One of America's wealthiest men, Perot, 61, often recalls his humble beginnings in Texarkana, Tex. Few of his contemporaries are more colorful--or more controversial.

A U.S. Naval Academy graduate, Perot founded Electronic Data Systems in 1962, with a $1,000 check, and sold it to General Motors for $2.5 billion and a seat on the board of directors. But, after clashing with GM Chairman Roger B. Smith, Perot agreed to a $750-million buyout in 1986. He has subsequently established another computer-services company, Perot Systems.

But it is Perot's extracurricular exploits that have given him a larger-than-life image. In 1969, he chartered two jets and tried to deliver 26 tons of food and Christmas packages to U.S. prisoners of war in North Vietnam. He was rebuffed, but maintains that the increased focus on the POWs led to improved treatment. He remains outspoken on the MIA issue.

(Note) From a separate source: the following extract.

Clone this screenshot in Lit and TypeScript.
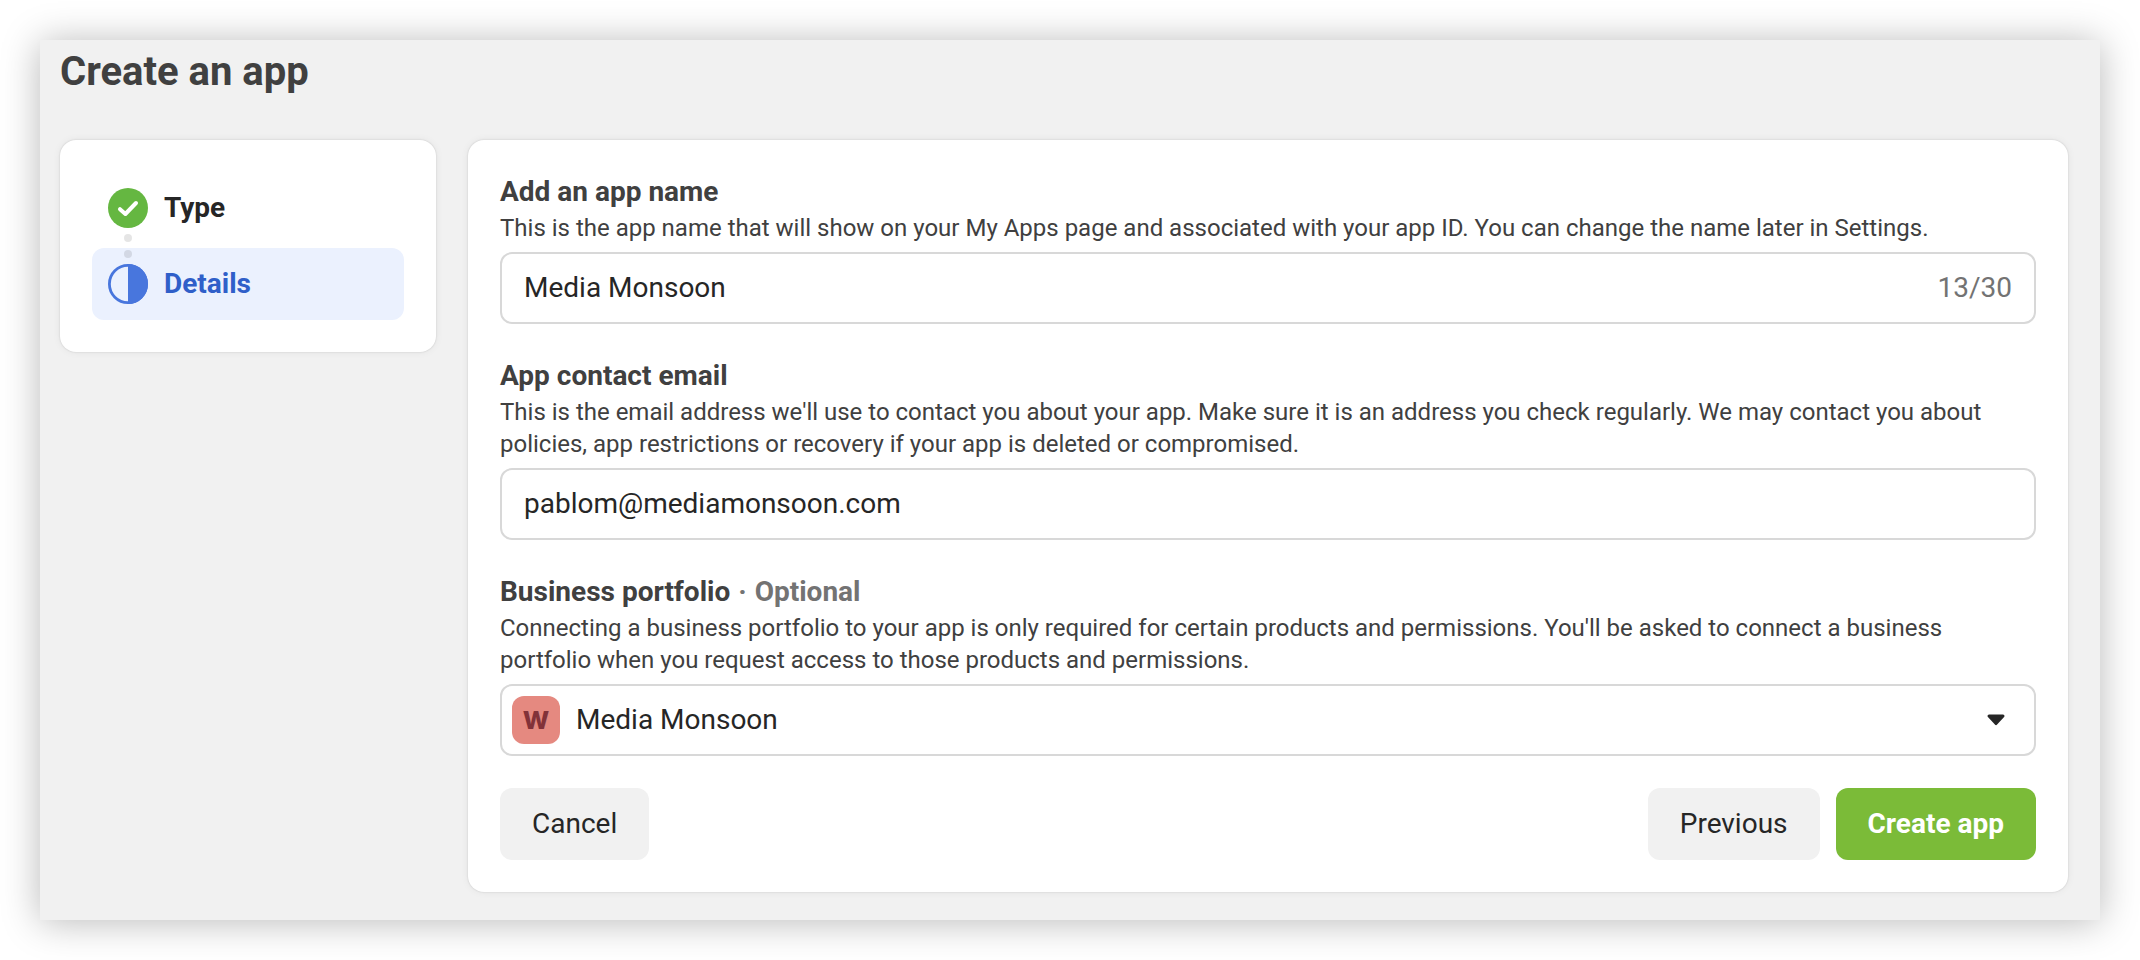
import { LitElement, html, css } from "lit";
import { customElement, state } from "lit/decorators.js";

@customElement("app-steps")
class AppSteps extends LitElement {
  static styles = css`
    :host {
      display: block;
    }
    .card {
      background: #fff;
      border-radius: 16px;
      box-shadow: 0 0 2px rgba(0, 0, 0, 0.16), 0 0 8px rgba(0, 0, 0, 0.06);
      padding: 32px;
    }
    .list {
      list-style: none;
      margin: 0;
      padding: 0;
      display: grid;
      gap: 4px;
    }
    .step {
      position: relative;
      display: flex;
      align-items: center;
      gap: 16px;
      min-height: 72px;
      padding: 0 16px;
      border-radius: 12px;
      font-size: 28px;
      line-height: 40px;
      font-weight: 700;
      color: #262626;
    }
    .current {
      background: #ebf1fe;
      color: #2f5fc9;
    }
    .icon {
      display: block;
      flex: none;
    }
    .link {
      position: absolute;
      left: 32px;
      top: -16px;
      display: block;
    }
  `;

  render() {
    return html`
      <nav class="card" aria-label="Steps">
        <ol class="list">
          <li class="step">
            <svg class="icon" width="40" height="40" viewBox="0 0 40 40" aria-hidden="true">
              <circle cx="20" cy="20" r="20" fill="#65b741" />
              <path d="M12 21.2 L17.4 26 L28 15" fill="none" stroke="#fff" stroke-width="4" stroke-linecap="round" stroke-linejoin="round" />
            </svg>
            <span>Type</span>
          </li>
          <li class="step current" aria-current="step">
            <svg class="link" width="8" height="26" viewBox="0 0 8 26" aria-hidden="true">
              <circle cx="4" cy="6" r="4" fill="#000" fill-opacity="0.1" />
              <circle cx="4" cy="22" r="4" fill="#000" fill-opacity="0.1" />
            </svg>
            <svg class="icon" width="40" height="40" viewBox="0 0 40 40" aria-hidden="true">
              <circle cx="20" cy="20" r="18.6" fill="none" stroke="#4876dd" stroke-width="2.8" />
              <path d="M20 0 A20 20 0 0 1 20 40 Z" fill="#4876dd" />
            </svg>
            <span>Details</span>
          </li>
        </ol>
      </nav>
    `;
  }
}

@customElement("app-root")
class AppRoot extends LitElement {
  @state() private name = "Media Monsoon";
  private readonly limit = 30;

  static styles = css`
    :host {
      display: block;
      padding: 40px;
      background: #fff;
      font-family: Roboto, "Liberation Sans", sans-serif;
      color: #262626;
    }
    .page {
      background: #f1f1f1;
      box-shadow: 0 2px 36px rgba(0, 0, 0, 0.28);
      padding: 8px 32px 28px 20px;
    }
    .title {
      margin: 0 0 44px;
      font-size: 40px;
      line-height: 48px;
      font-weight: 700;
      color: #404040;
    }
    .columns {
      display: grid;
      grid-template-columns: 376px minmax(0, 1fr);
      gap: 32px;
      align-items: start;
    }
    .form {
      display: grid;
      gap: 32px;
      padding: 32px;
      background: #fff;
      border-radius: 16px;
      box-shadow: 0 0 2px rgba(0, 0, 0, 0.16), 0 0 8px rgba(0, 0, 0, 0.06);
    }
    .label {
      display: block;
      font-size: 28px;
      line-height: 40px;
      font-weight: 700;
      color: #404040;
    }
    .optional {
      color: #737373;
    }
    .dot {
      margin: 0 1px;
    }
    .help {
      margin: 0 0 8px;
      font-size: 24px;
      line-height: 32px;
      color: #404040;
    }
    .box {
      display: flex;
      align-items: center;
      height: 72px;
      box-sizing: border-box;
      border: 2px solid #d8d8d8;
      border-radius: 12px;
      background: #fff;
    }
    .input {
      flex: 1;
      min-width: 0;
      padding: 0 22px;
      border: 0;
      background: none;
      outline: none;
      font: inherit;
      font-size: 28px;
      line-height: 40px;
      height: 40px;
      color: inherit;
    }
    .count {
      padding-right: 22px;
      font-size: 28px;
      line-height: 40px;
      color: #737373;
    }
    .picker {
      display: grid;
      grid-template-columns: 48px minmax(0, 1fr) 20px;
      column-gap: 16px;
      padding: 0 28px 0 10px;
    }
    .avatar {
      grid-area: 1 / 1;
      height: 48px;
      border-radius: 12px;
      background: #e58980;
      color: #823239;
      font-family: Inter, Roboto, sans-serif;
      font-size: 25px;
      line-height: 48px;
      font-weight: 800;
      text-align: center;
    }
    .select {
      grid-area: 1 / 1 / 2 / 4;
      height: 40px;
      padding: 0 0 0 64px;
      border: 0;
      background: none;
      outline: none;
      appearance: none;
      font: inherit;
      font-size: 28px;
      line-height: 40px;
      color: inherit;
    }
    .arrow {
      grid-area: 1 / 3;
      display: block;
      pointer-events: none;
    }
    .actions {
      display: flex;
      gap: 16px;
    }
    .button {
      padding: 16px 32px;
      border: 0;
      border-radius: 12px;
      background: #f1f1f1;
      font: inherit;
      font-size: 28px;
      line-height: 40px;
      color: #262626;
    }
    .cancel {
      margin-right: auto;
    }
    .primary {
      background: #7bbb38;
      color: #fff;
      font-weight: 700;
    }
  `;

  private onName(e: Event) {
    this.name = (e.target as HTMLInputElement).value;
  }

  render() {
    return html`
      <main class="page">
        <h1 class="title">Create an app</h1>
        <div class="columns">
          <app-steps></app-steps>
          <form class="form" @submit=${(e: Event) => e.preventDefault()}>
            <div>
              <label class="label" for="name">Add an app name</label>
              <p class="help" id="name-help">This is the app name that will show on your My Apps page and associated with your app ID. You can change the name later in Settings.</p>
              <div class="box">
                <input class="input" id="name" type="text" maxlength=${this.limit} aria-describedby="name-help" .value=${this.name} @input=${this.onName} />
                <span class="count">${this.name.length}/${this.limit}</span>
              </div>
            </div>
            <div>
              <label class="label" for="email">App contact email</label>
              <p class="help" id="email-help">This is the email address we'll use to contact you about your app. Make sure it is an address you check regularly. We may contact you about policies, app restrictions or recovery if your app is deleted or compromised.</p>
              <div class="box">
                <input class="input" id="email" type="email" aria-describedby="email-help" value="pablom@mediamonsoon.com" />
              </div>
            </div>
            <div>
              <label class="label" for="portfolio">Business portfolio <span class="optional"><span class="dot">·</span> Optional</span></label>
              <p class="help" id="portfolio-help">Connecting a business portfolio to your app is only required for certain products and permissions. You'll be asked to connect a business portfolio when you request access to those products and permissions.</p>
              <div class="box picker">
                <span class="avatar" aria-hidden="true">W</span>
                <select class="select" id="portfolio" aria-describedby="portfolio-help">
                  <option>Media Monsoon</option>
                </select>
                <svg class="arrow" width="20" height="12" viewBox="0 0 20 12" aria-hidden="true">
                  <path d="M3 2 H17 L10 9.6 Z" fill="#262626" stroke="#262626" stroke-width="3" stroke-linejoin="round" />
                </svg>
              </div>
            </div>
            <div class="actions">
              <button class="button cancel" type="button">Cancel</button>
              <button class="button" type="button">Previous</button>
              <button class="button primary" type="submit">Create app</button>
            </div>
          </form>
        </div>
      </main>
    `;
  }
}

In 1979, he organized a private force to rescue two of his employees from an Iranian jail--a feat celebrated in the book and television miniseries, "On Wings of Eagles." In 1983, he put up $2 million and spearheaded a successful drive for educational reform in Texas.

Perot, who lives in Dallas, recently sat down for a talk in The Times' Washington bureau. He and his wife, Margot, have five children and four grandchildren.

In his twangy drawl, Perot quoted Alexis de Tocqueville, church hymns and Thomas Jefferson. He warned that the federal deficit--forecast to balloon from $3.2 trillion to $12 trillion by the year 2000--will "wreck us--no ifs, ands or buts," if the current trend continues.

But, above all, he lamented the ascendancy of "the sound-bite guys"--politicians who would rather look good on television than level with the American people. Perot, at least, does not appear to suffer from such an affliction.

Question: In 1984, you spearheaded a drive to reform the education system in Texas. What was accomplished?

Answer: The basic purpose was to recover the school day for learning; create an environment in the classroom in which children could learn; to get back to a base curriculum and get rid of things like motorcycle riding for high-school credit, bicycle repair and bachelor living, and get back to basics. Our children rank at the bottom of the industrialized world in terms of academic achievement. We have the least-literate work force in the industrialized world. Our objective was to reshape the public schools so that our children could be competitive in the future. Any time you start to do that there's tremendous resistance, because in many cases our public schools are places of entertainment rather than places of learning.

In other cases, we have dumbed-down our public schools to the point where we have mathematics for the non-mathematician; English for the non-grammarian, and so on. So we had to have rigorous courses. Even our children's readers have been watered down. Compare your child's reader with McGuffey's Readers that were used on farms 100 years ago, when mothers taught their children.

Q: What did the reforms require?

A: We put in a core curriculum. You couldn't get a high-school diploma taking basket weaving. You had to learn the things you need to know to be successful at work and in business and in life. It was not all electives. The standards for the teachers were upgraded. Alternate certification, so that people who had not been to teachers' school could become certificated. You could teach at Harvard, but you couldn't teach in Texas schools unless you'd been to teachers' school. Smaller classroom sizes. On and on and on.

Q: What were the keys to getting that program approved?

A: We ran a statewide, grass-roots campaign. We convinced the people of Texas that this was essential to their children's future, and they insisted that the legislature pass the reform bill and made it clear to the legislature that they would pay the additional taxes to get it done. A great experience--talked to the people to find out their views. In every case, they were concerned about their children, concerned about their future, wanted them to be able to compete. Many of them in the small towns and rural areas were not focused on international competition. Once they understood it, they realized their children had to have the finest schools in the world, or they would not be competitive as adults.